Desperate to reach an accommodation with Washington, Russian President Vladimir Putin on Wednesday urged pro-Russian eastern Ukrainians to abandon planned separatist or autonomy referenda set for Sunday. But these efforts have been rebuffed by Washington.

Putin is unable to control the resistance that has spread across eastern Ukraine, with separatist spokesmen denouncing him as a “coward” and “traitor” for issuing his call.

It is clear, despite the non-stop flood of propaganda and lies from the Western governments and their compliant media, that the opposition to the Kiev regime in the east is broadly based and indigenous. There is deep hostility, particularly in the working class, to the resurgence of the fascist threat, which is associated with the deaths of millions during World War II. And there is widespread anger over appalling levels of unemployment and poverty throughout the industrial centres of Ukraine two decades on from the dissolution of the Soviet Union.

“We are on the brink of an uprising of poor against rich, of chaos, of a terrifying rebellion,” Sergei Chertkov, a regional administration official in the eastern town of Konstantinovka, told the Guardian. “America, Russia, Europe, the politicians in Kiev, everyone has tried to play their games here, and they have played so hard that now we are on the brink of catastrophe.”

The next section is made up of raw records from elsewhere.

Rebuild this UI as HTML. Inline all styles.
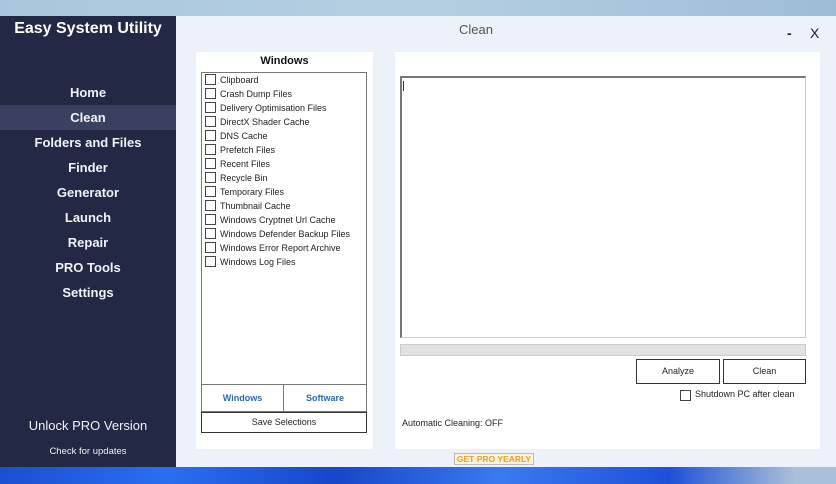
<!DOCTYPE html>
<html><head><style>
*{margin:0;padding:0;box-sizing:border-box}
body{width:836px;height:484px;overflow:hidden;position:relative;font-family:"Liberation Sans",sans-serif;background:linear-gradient(90deg,#a9c7dc,#b5cfe2 50%,#9dbdd6);}
.abs{position:absolute}
#wall{left:0;top:467px;width:836px;height:17px;background:linear-gradient(90deg,#1a4fd0 0%,#2a6ff0 20%,#1746c8 40%,#3a7af0 60%,#1e50d8 80%,#a8c0d8 95%)}
#side{left:0;top:16px;width:176px;height:451px;background:#232845;color:#fff;text-align:center}
#main{left:176px;top:16px;width:660px;height:451px;background:#edf1fa}
.nav{position:absolute;left:0;width:176px;font-size:13px;font-weight:bold;color:#f0f2f8}
.panel{position:absolute;background:#fff}
.it{position:absolute;left:3px;font-size:9px;color:#222;height:14px;line-height:14px;white-space:nowrap}
.it i{display:inline-block;width:11px;height:11px;border:1px solid #444;vertical-align:-2px;margin-right:4px;background:#fff}
.btn{position:absolute;border:1px solid #333;background:#fff;font-size:9px;text-align:center;color:#222}
</style></head><body>
<div id="wall" class="abs"></div>
<div id="side" class="abs">
<div class="abs" style="left:0;top:4px;width:176px;font-size:16px;font-weight:bold">Easy System Utility</div>
<div class="abs" style="left:0;top:89px;width:176px;height:25px;background:#3a4060"></div>
<div class="nav" style="top:69px">Home</div>
<div class="nav" style="top:94px">Clean</div>
<div class="nav" style="top:119px">Folders and Files</div>
<div class="nav" style="top:144px">Finder</div>
<div class="nav" style="top:169px">Generator</div>
<div class="nav" style="top:194px">Launch</div>
<div class="nav" style="top:219px">Repair</div>
<div class="nav" style="top:244px">PRO Tools</div>
<div class="nav" style="top:269px">Settings</div>
<div class="nav" style="top:402px;font-weight:normal;font-size:13px">Unlock PRO Version</div>
<div class="nav" style="top:430px;font-weight:normal;font-size:9.5px">Check for updates</div>
</div>
<div id="main" class="abs">
<div class="abs" style="left:283px;top:6px;font-size:13px;color:#555">Clean</div>
<div class="abs" style="left:611px;top:9px;font-size:14px;color:#222;font-weight:bold">-</div>
<div class="abs" style="left:634px;top:9px;font-size:14px;color:#222">X</div>
<div class="panel" style="left:20px;top:36px;width:177px;height:397px">
<div class="abs" style="left:0;top:3px;width:177px;text-align:center;font-size:11px;font-weight:bold;color:#111">Windows</div>
<div class="abs" style="left:5px;top:20px;width:166px;height:313px;border:1px solid #777;border-bottom:none">
<div class="it" style="top:0">  <i></i>Clipboard</div>
<div class="it" style="top:14px"><i></i>Crash Dump Files</div>
<div class="it" style="top:28px"><i></i>Delivery Optimisation Files</div>
<div class="it" style="top:42px"><i></i>DirectX Shader Cache</div>
<div class="it" style="top:56px"><i></i>DNS Cache</div>
<div class="it" style="top:70px"><i></i>Prefetch Files</div>
<div class="it" style="top:84px"><i></i>Recent Files</div>
<div class="it" style="top:98px"><i></i>Recycle Bin</div>
<div class="it" style="top:112px"><i></i>Temporary Files</div>
<div class="it" style="top:126px"><i></i>Thumbnail Cache</div>
<div class="it" style="top:140px"><i></i>Windows Cryptnet Url Cache</div>
<div class="it" style="top:154px"><i></i>Windows Defender Backup Files</div>
<div class="it" style="top:168px"><i></i>Windows Error Report Archive</div>
<div class="it" style="top:182px"><i></i>Windows Log Files</div>
</div>
<div class="abs" style="left:5px;top:332px;width:83px;height:28px;border:1px solid #777;color:#2a6ab8;font-size:9px;font-weight:bold;text-align:center;line-height:26px">Windows</div>
<div class="abs" style="left:87px;top:332px;width:84px;height:28px;border:1px solid #777;color:#2a6ab8;font-size:9px;font-weight:bold;text-align:center;line-height:26px">Software</div>
<div class="btn" style="left:5px;top:360px;width:166px;height:21px;line-height:19px">Save Selections</div>
</div>
<div class="panel" style="left:219px;top:36px;width:425px;height:397px">
<div class="abs" style="left:5px;top:24px;width:406px;height:262px;border:1px solid #ccc;border-top:2px solid #777;border-left:2px solid #777"><div class="abs" style="left:1px;top:3px;width:1px;height:10px;background:#333"></div></div>
<div class="abs" style="left:5px;top:292px;width:406px;height:12px;background:#e2e2e2;border:1px solid #ccc"></div>
<div class="btn" style="left:241px;top:307px;width:84px;height:25px;line-height:23px">Analyze</div>
<div class="btn" style="left:328px;top:307px;width:83px;height:25px;line-height:23px">Clean</div>
<div class="abs" style="left:285px;top:338px;width:11px;height:11px;border:1px solid #444"></div>
<div class="abs" style="left:300px;top:337px;font-size:9px;color:#222">Shutdown PC after clean</div>
<div class="abs" style="left:7px;top:366px;font-size:9px;color:#222">Automatic Cleaning: OFF</div>
</div>
<div class="abs" style="left:278px;top:437px;width:80px;height:12px;border:1px solid #bbb;background:#fbf3df;color:#e8a020;font-size:8.5px;font-weight:bold;text-align:center;line-height:10px">GET PRO YEARLY</div>
</div>
</body></html>
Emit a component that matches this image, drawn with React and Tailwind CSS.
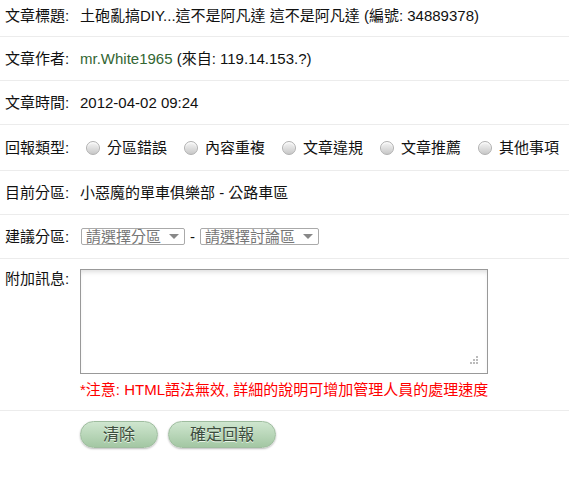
import React from 'react';

const font = { fontFamily: '"Liberation Sans", "Noto Sans CJK TC", sans-serif' };

const Radio = ({ label }) => (
  <label className="flex items-center mr-[17px]">
    <span className="w-[14px] h-[14px] rounded-full border border-[#b0b0b0] bg-gradient-to-b from-[#f6f6f6] to-[#c8c8c8] shadow-[inset_0_1px_1px_#fff] mr-[7px]" />
    <span>{label}</span>
  </label>
);

const Select = ({ text, w }) => (
  <div className={`${w} h-[17px] border border-[#aaa] rounded-[2px] flex items-center justify-between pl-[4px] pr-[5px] text-[#777] text-[15px] leading-none`}>
    <span>{text}</span>
    <span className="w-0 h-0 border-l-[5px] border-r-[5px] border-t-[5px] border-l-transparent border-r-transparent border-t-[#888]" />
  </div>
);

const Row = ({ label, h, children }) => (
  <div className={`flex items-center ${h} border-b border-[#ececec] box-border`}>
    <div className="w-[80px] pl-[5px] shrink-0">{label}:</div>
    <div className="flex-1 min-w-0">{children}</div>
  </div>
);

export default function App() {
  const types = ['分區錯誤', '內容重複', '文章違規', '文章推薦', '其他事項'];
  return (
    <div className="w-[569px] h-[489px] bg-white text-[#111] text-[15px] leading-[20px] overflow-hidden" style={font}>
      <div className="flex items-center h-[37px] pb-[5px] border-b border-[#ececec] box-border">
        <div className="w-[80px] pl-[5px] shrink-0">文章標題:</div>
        <div className="whitespace-nowrap">土砲亂搞DIY...這不是阿凡達 這不是阿凡達 (編號: 34889378)</div>
      </div>
      <Row label="文章作者" h="h-[44px]">
        <span className="text-[#336633]">mr.White1965</span> (來自: 119.14.153.?)
      </Row>
      <Row label="文章時間" h="h-[44px]">2012-04-02 09:24</Row>
      <Row label="回報類型" h="h-[46px]">
        <div className="flex items-center whitespace-nowrap pl-[6px]">
          {types.map((t) => (
            <Radio key={t} label={t} />
          ))}
        </div>
      </Row>
      <Row label="目前分區" h="h-[44px]">小惡魔的單車俱樂部 - 公路車區</Row>
      <Row label="建議分區" h="h-[44px]">
        <div className="flex items-center pl-[1px]">
          <Select text="請選擇分區" w="w-[104px]" />
          <span className="mx-[5px]">-</span>
          <Select text="請選擇討論區" w="w-[119px]" />
        </div>
      </Row>
      <div className="flex h-[152px] pt-[10px] border-b border-[#ececec] box-border">
        <div className="w-[80px] pl-[5px] shrink-0">附加訊息:</div>
        <div className="flex-1">
          <div className="relative w-[408px] h-[105px] border border-[#999] shadow-[inset_0_4px_5px_-2px_#ddd] bg-white">
            <div className="absolute right-[9px] bottom-[9px] grid grid-cols-3 gap-[1px]">
              <span className="w-[2px] h-[2px]" />
              <span className="w-[2px] h-[2px]" />
              <span className="w-[2px] h-[2px] bg-[#bbb]" />
              <span className="w-[2px] h-[2px]" />
              <span className="w-[2px] h-[2px] bg-[#bbb]" />
              <span className="w-[2px] h-[2px] bg-[#bbb]" />
              <span className="w-[2px] h-[2px] bg-[#bbb]" />
              <span className="w-[2px] h-[2px] bg-[#bbb]" />
              <span className="w-[2px] h-[2px] bg-[#bbb]" />
            </div>
          </div>
          <div className="text-[#ff0000] mt-[6px] whitespace-nowrap">*注意: HTML語法無效, 詳細的說明可增加管理人員的處理速度</div>
        </div>
      </div>
      <div className="flex pl-[80px] pt-[10px] gap-[10px]">
        <button className="w-[78px] h-[27px] rounded-full border border-[#9fbd9f] bg-gradient-to-b from-[#cfe6cf] to-[#a3c7a3] shadow-[0_1px_2px_#bbb] text-[#3d4d3d] text-[16px] [text-shadow:0_1px_0_#e8f4e8]">清除</button>
        <button className="w-[108px] h-[27px] rounded-full border border-[#9fbd9f] bg-gradient-to-b from-[#cfe6cf] to-[#a3c7a3] shadow-[0_1px_2px_#bbb] text-[#3d4d3d] text-[16px] [text-shadow:0_1px_0_#e8f4e8]">確定回報</button>
      </div>
    </div>
  );
}
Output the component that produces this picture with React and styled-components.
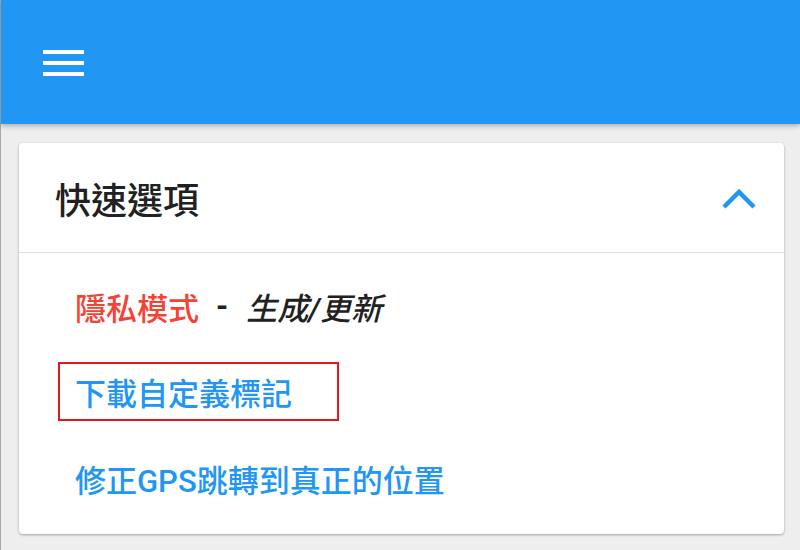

Fearful that Ukraine’s descent into civil war could trigger a working-class movement against his own oligarchic regime, Putin is resorting to Russian nationalism and chauvinism to shore up his position, fueling precisely the divisions in the working class upon which the stooge regime in Kiev and its imperialist backers rely.

Appearing in Moscow and the Crimean port city of Sevastopol yesterday for Victory Day parades, Putin sought to associate the liberation of Ukraine from the Nazis with the supposed glories of the Russian Tsarist empire, declaring that 230 years ago Russian Empress Catherine the Great gave Sevastopol its name.

In response to Putin’s appearance in Sevastopol, Washington and Berlin stepped up their threats against Russia. German Chancellor Angela Merkel condemned Putin’s visit and the White House said it would exacerbate tensions.